*Written request:*
All of the material below is to be restated word for word, apart from the pictures.

*Source material:*
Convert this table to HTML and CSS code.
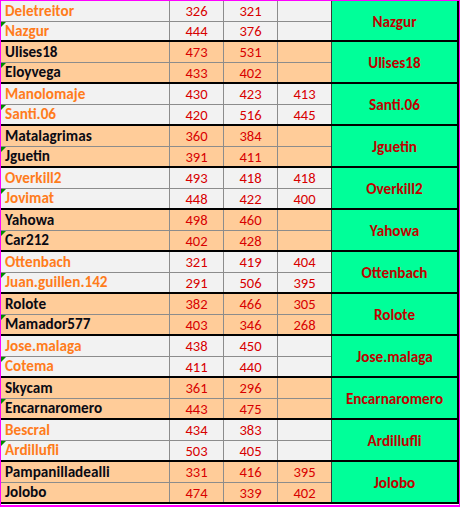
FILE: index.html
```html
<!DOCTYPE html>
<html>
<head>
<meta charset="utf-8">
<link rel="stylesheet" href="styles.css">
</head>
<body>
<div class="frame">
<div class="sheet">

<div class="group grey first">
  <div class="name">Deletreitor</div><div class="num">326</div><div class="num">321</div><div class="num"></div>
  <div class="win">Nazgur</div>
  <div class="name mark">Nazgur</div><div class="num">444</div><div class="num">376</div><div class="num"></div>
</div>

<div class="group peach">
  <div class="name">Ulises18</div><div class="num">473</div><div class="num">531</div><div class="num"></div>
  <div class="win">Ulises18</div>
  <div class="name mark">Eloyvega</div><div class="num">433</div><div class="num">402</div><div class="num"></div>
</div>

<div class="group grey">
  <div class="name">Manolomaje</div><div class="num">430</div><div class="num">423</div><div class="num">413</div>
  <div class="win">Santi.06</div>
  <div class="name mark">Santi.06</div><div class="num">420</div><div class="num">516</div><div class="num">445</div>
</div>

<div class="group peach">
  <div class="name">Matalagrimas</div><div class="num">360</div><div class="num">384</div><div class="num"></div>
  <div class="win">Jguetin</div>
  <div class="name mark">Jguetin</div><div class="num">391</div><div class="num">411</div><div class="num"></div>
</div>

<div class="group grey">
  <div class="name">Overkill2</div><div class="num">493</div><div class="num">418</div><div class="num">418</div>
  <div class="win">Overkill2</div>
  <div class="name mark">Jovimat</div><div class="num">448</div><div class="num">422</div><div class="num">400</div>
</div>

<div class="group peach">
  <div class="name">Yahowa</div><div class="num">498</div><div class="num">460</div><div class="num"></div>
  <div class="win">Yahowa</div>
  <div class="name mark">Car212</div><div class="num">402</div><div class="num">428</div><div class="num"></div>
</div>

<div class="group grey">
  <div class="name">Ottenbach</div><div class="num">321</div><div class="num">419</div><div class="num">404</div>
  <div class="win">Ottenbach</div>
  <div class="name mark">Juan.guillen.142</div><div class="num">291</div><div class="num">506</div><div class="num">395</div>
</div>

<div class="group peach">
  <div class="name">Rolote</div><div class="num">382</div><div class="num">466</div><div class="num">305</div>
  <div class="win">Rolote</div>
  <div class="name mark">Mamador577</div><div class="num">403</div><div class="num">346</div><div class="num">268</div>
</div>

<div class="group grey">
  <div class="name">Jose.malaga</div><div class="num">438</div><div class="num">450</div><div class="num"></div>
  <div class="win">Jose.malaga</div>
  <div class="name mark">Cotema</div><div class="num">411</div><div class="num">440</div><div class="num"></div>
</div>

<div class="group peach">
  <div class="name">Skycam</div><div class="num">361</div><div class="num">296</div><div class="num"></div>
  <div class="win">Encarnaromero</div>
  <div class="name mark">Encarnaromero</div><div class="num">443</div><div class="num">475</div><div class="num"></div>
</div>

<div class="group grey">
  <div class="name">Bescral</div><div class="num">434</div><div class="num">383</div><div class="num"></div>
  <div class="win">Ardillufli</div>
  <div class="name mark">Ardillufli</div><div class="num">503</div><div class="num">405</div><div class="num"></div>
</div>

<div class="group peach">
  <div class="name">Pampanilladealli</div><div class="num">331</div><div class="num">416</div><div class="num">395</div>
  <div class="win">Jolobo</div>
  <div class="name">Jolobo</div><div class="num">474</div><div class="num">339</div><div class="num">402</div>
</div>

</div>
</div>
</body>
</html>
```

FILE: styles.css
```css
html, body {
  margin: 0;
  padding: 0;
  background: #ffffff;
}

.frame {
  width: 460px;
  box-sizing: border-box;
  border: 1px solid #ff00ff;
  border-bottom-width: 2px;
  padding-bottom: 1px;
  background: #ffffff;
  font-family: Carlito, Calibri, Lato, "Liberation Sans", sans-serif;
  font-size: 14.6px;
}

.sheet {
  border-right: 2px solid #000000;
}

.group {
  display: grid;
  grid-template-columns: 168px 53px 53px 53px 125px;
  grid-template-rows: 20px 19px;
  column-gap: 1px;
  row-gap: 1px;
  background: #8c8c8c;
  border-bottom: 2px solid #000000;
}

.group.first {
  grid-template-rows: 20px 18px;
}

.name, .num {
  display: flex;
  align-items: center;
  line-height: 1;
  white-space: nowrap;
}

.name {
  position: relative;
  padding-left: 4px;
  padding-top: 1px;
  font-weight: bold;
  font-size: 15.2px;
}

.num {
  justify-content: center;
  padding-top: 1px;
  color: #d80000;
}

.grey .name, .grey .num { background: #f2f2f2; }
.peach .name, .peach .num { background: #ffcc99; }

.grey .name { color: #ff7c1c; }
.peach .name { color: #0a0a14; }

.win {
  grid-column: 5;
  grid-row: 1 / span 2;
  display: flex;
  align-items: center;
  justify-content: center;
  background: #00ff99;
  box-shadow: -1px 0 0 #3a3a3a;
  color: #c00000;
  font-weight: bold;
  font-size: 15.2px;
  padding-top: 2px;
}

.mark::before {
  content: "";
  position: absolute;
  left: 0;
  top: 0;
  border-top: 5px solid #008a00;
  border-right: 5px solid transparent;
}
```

*Written answer:*
Convert this table to HTML and CSS code.
FILE: index.html
```html
<!DOCTYPE html>
<html>
<head>
<meta charset="utf-8">
<link rel="stylesheet" href="styles.css">
</head>
<body>
<div class="frame">
<div class="sheet">

<div class="group grey first">
  <div class="name">Deletreitor</div><div class="num">326</div><div class="num">321</div><div class="num"></div>
  <div class="win">Nazgur</div>
  <div class="name mark">Nazgur</div><div class="num">444</div><div class="num">376</div><div class="num"></div>
</div>

<div class="group peach">
  <div class="name">Ulises18</div><div class="num">473</div><div class="num">531</div><div class="num"></div>
  <div class="win">Ulises18</div>
  <div class="name mark">Eloyvega</div><div class="num">433</div><div class="num">402</div><div class="num"></div>
</div>

<div class="group grey">
  <div class="name">Manolomaje</div><div class="num">430</div><div class="num">423</div><div class="num">413</div>
  <div class="win">Santi.06</div>
  <div class="name mark">Santi.06</div><div class="num">420</div><div class="num">516</div><div class="num">445</div>
</div>

<div class="group peach">
  <div class="name">Matalagrimas</div><div class="num">360</div><div class="num">384</div><div class="num"></div>
  <div class="win">Jguetin</div>
  <div class="name mark">Jguetin</div><div class="num">391</div><div class="num">411</div><div class="num"></div>
</div>

<div class="group grey">
  <div class="name">Overkill2</div><div class="num">493</div><div class="num">418</div><div class="num">418</div>
  <div class="win">Overkill2</div>
  <div class="name mark">Jovimat</div><div class="num">448</div><div class="num">422</div><div class="num">400</div>
</div>

<div class="group peach">
  <div class="name">Yahowa</div><div class="num">498</div><div class="num">460</div><div class="num"></div>
  <div class="win">Yahowa</div>
  <div class="name mark">Car212</div><div class="num">402</div><div class="num">428</div><div class="num"></div>
</div>

<div class="group grey">
  <div class="name">Ottenbach</div><div class="num">321</div><div class="num">419</div><div class="num">404</div>
  <div class="win">Ottenbach</div>
  <div class="name mark">Juan.guillen.142</div><div class="num">291</div><div class="num">506</div><div class="num">395</div>
</div>

<div class="group peach">
  <div class="name">Rolote</div><div class="num">382</div><div class="num">466</div><div class="num">305</div>
  <div class="win">Rolote</div>
  <div class="name mark">Mamador577</div><div class="num">403</div><div class="num">346</div><div class="num">268</div>
</div>

<div class="group grey">
  <div class="name">Jose.malaga</div><div class="num">438</div><div class="num">450</div><div class="num"></div>
  <div class="win">Jose.malaga</div>
  <div class="name mark">Cotema</div><div class="num">411</div><div class="num">440</div><div class="num"></div>
</div>

<div class="group peach">
  <div class="name">Skycam</div><div class="num">361</div><div class="num">296</div><div class="num"></div>
  <div class="win">Encarnaromero</div>
  <div class="name mark">Encarnaromero</div><div class="num">443</div><div class="num">475</div><div class="num"></div>
</div>

<div class="group grey">
  <div class="name">Bescral</div><div class="num">434</div><div class="num">383</div><div class="num"></div>
  <div class="win">Ardillufli</div>
  <div class="name mark">Ardillufli</div><div class="num">503</div><div class="num">405</div><div class="num"></div>
</div>

<div class="group peach">
  <div class="name">Pampanilladealli</div><div class="num">331</div><div class="num">416</div><div class="num">395</div>
  <div class="win">Jolobo</div>
  <div class="name">Jolobo</div><div class="num">474</div><div class="num">339</div><div class="num">402</div>
</div>

</div>
</div>
</body>
</html>
```

FILE: styles.css
```css
html, body {
  margin: 0;
  padding: 0;
  background: #ffffff;
}

.frame {
  width: 460px;
  box-sizing: border-box;
  border: 1px solid #ff00ff;
  border-bottom-width: 2px;
  padding-bottom: 1px;
  background: #ffffff;
  font-family: Carlito, Calibri, Lato, "Liberation Sans", sans-serif;
  font-size: 14.6px;
}

.sheet {
  border-right: 2px solid #000000;
}

.group {
  display: grid;
  grid-template-columns: 168px 53px 53px 53px 125px;
  grid-template-rows: 20px 19px;
  column-gap: 1px;
  row-gap: 1px;
  background: #8c8c8c;
  border-bottom: 2px solid #000000;
}

.group.first {
  grid-template-rows: 20px 18px;
}

.name, .num {
  display: flex;
  align-items: center;
  line-height: 1;
  white-space: nowrap;
}

.name {
  position: relative;
  padding-left: 4px;
  padding-top: 1px;
  font-weight: bold;
  font-size: 15.2px;
}

.num {
  justify-content: center;
  padding-top: 1px;
  color: #d80000;
}

.grey .name, .grey .num { background: #f2f2f2; }
.peach .name, .peach .num { background: #ffcc99; }

.grey .name { color: #ff7c1c; }
.peach .name { color: #0a0a14; }

.win {
  grid-column: 5;
  grid-row: 1 / span 2;
  display: flex;
  align-items: center;
  justify-content: center;
  background: #00ff99;
  box-shadow: -1px 0 0 #3a3a3a;
  color: #c00000;
  font-weight: bold;
  font-size: 15.2px;
  padding-top: 2px;
}

.mark::before {
  content: "";
  position: absolute;
  left: 0;
  top: 0;
  border-top: 5px solid #008a00;
  border-right: 5px solid transparent;
}
```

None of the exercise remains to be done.